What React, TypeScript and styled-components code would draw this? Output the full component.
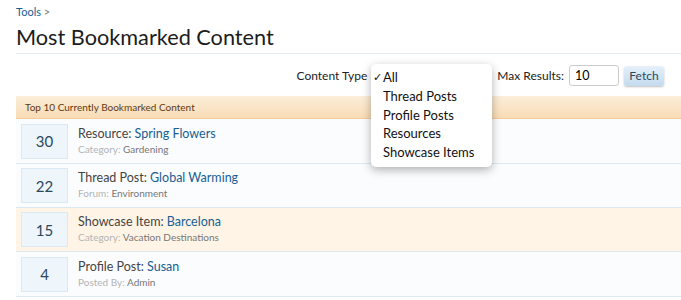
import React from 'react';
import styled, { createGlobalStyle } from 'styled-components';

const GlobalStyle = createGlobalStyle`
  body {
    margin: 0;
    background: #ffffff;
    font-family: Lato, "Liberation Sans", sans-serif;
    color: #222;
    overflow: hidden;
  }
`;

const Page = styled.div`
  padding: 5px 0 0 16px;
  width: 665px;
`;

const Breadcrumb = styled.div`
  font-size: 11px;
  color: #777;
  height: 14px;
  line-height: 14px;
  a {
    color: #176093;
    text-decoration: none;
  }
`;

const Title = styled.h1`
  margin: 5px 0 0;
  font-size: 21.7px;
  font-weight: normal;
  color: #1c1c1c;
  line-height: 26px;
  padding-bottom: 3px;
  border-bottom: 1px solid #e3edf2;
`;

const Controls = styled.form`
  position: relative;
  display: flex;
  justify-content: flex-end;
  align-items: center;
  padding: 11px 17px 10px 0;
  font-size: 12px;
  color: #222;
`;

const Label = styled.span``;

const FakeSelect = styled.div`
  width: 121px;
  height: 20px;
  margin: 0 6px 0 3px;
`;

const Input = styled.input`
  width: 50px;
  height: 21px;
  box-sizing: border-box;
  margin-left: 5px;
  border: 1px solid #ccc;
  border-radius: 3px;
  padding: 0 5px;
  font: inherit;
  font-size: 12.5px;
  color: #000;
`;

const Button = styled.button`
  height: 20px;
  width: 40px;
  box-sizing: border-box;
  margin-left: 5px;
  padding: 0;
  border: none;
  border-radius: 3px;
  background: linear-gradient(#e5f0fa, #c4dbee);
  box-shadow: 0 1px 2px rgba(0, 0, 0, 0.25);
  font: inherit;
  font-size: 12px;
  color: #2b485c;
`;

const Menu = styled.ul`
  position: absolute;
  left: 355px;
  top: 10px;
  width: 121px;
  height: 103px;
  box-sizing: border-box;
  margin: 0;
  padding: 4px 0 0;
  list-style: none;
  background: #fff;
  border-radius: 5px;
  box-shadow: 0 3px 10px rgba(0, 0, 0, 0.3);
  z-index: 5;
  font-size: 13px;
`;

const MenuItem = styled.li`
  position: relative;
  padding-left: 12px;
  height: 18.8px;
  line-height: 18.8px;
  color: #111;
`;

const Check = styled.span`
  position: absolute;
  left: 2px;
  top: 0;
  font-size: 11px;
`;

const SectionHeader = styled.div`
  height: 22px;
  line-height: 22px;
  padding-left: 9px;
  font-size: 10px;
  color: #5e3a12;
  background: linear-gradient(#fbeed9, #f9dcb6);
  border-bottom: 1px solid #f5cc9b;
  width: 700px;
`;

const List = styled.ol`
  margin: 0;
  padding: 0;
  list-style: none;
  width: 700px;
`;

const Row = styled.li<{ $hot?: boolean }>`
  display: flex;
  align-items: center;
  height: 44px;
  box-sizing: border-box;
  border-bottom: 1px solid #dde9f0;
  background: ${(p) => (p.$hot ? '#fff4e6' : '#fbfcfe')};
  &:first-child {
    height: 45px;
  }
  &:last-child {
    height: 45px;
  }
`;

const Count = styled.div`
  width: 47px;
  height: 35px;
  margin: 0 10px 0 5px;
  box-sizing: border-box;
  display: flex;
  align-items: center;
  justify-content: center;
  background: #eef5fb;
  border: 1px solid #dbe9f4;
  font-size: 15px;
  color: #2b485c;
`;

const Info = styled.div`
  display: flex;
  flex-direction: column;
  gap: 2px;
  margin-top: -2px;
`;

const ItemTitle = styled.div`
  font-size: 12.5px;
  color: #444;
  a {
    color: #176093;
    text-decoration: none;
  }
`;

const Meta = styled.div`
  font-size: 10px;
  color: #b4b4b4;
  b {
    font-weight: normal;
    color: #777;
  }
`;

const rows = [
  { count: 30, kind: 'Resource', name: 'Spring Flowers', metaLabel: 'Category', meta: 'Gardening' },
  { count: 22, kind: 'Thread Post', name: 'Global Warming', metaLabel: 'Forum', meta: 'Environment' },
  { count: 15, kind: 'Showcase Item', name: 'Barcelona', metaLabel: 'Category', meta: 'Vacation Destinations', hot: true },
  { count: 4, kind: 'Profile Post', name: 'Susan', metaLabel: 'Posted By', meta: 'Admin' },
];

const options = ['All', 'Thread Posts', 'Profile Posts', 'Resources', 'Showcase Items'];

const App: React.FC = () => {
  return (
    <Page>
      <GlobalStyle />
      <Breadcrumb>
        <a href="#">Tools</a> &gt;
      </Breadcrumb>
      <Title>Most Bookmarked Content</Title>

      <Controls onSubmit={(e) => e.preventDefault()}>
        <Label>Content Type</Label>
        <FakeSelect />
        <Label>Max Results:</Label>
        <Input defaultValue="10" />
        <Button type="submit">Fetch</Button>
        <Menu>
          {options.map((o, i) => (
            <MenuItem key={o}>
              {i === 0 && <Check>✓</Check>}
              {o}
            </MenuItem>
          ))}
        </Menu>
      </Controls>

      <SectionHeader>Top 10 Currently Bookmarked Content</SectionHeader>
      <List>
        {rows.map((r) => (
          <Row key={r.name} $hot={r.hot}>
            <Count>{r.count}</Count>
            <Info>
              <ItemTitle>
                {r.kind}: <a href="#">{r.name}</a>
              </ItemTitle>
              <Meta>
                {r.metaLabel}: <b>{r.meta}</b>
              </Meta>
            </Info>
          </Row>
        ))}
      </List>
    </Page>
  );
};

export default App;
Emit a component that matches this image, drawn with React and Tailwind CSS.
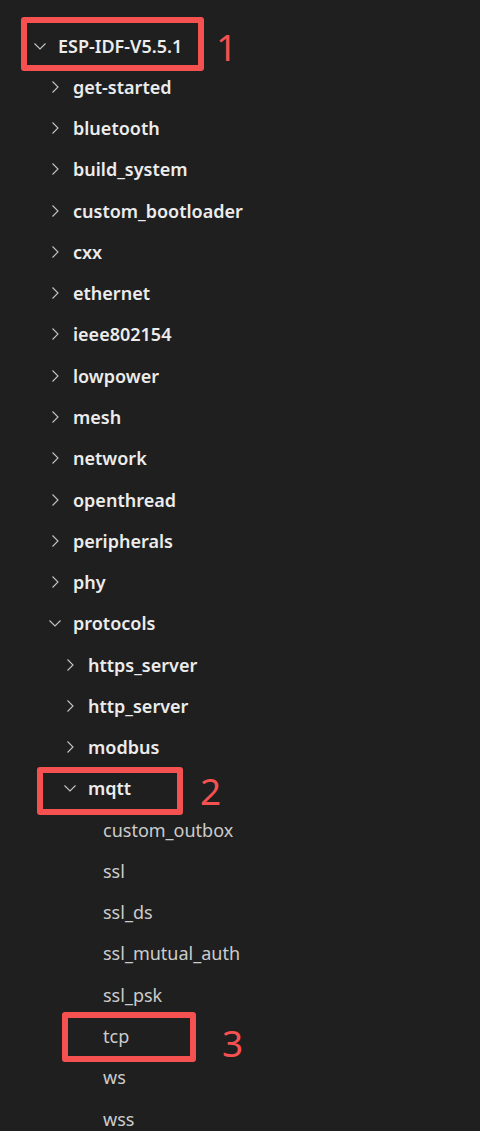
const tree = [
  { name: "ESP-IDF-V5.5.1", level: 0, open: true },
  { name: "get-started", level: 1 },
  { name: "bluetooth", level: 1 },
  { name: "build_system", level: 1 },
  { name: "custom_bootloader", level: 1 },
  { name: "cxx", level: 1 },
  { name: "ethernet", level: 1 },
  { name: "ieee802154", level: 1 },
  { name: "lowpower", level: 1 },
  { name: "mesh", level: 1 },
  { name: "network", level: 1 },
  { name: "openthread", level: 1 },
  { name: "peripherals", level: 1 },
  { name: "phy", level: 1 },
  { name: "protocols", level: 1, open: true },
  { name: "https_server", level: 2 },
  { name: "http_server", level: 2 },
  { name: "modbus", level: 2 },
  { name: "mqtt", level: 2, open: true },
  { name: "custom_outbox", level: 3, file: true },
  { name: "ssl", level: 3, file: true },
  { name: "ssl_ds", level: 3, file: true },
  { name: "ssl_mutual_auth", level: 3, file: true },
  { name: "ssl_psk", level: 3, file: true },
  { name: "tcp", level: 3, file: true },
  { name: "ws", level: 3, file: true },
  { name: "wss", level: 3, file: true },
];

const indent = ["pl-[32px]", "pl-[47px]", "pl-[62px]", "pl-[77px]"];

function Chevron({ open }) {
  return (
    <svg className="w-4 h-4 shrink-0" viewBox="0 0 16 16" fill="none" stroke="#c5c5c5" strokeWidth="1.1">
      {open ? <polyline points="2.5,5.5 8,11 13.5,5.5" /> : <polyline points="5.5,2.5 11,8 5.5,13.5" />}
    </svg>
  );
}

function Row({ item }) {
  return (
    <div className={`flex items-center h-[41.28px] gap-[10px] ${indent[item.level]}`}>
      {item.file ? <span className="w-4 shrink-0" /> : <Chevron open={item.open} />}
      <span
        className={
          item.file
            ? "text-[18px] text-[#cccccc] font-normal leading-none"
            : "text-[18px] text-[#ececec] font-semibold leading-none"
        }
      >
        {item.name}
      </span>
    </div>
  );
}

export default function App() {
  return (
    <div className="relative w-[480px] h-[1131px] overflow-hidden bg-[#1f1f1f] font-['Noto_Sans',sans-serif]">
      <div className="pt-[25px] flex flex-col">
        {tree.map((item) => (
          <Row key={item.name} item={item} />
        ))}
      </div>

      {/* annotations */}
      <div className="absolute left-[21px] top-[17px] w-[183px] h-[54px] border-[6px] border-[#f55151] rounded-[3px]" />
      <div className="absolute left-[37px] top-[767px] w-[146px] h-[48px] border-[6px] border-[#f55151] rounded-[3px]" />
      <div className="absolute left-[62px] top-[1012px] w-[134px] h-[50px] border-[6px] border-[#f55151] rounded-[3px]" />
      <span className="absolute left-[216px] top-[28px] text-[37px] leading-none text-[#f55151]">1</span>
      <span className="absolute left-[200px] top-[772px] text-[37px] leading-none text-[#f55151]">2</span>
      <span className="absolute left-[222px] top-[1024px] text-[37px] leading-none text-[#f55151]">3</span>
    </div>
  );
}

#### Challenge
Scan the material above. Return every line containing the string "components".

#### Exercise answer
What React, TypeScript and styled-components code would draw this? Output the full component.
import styled, { createGlobalStyle } from 'styled-components';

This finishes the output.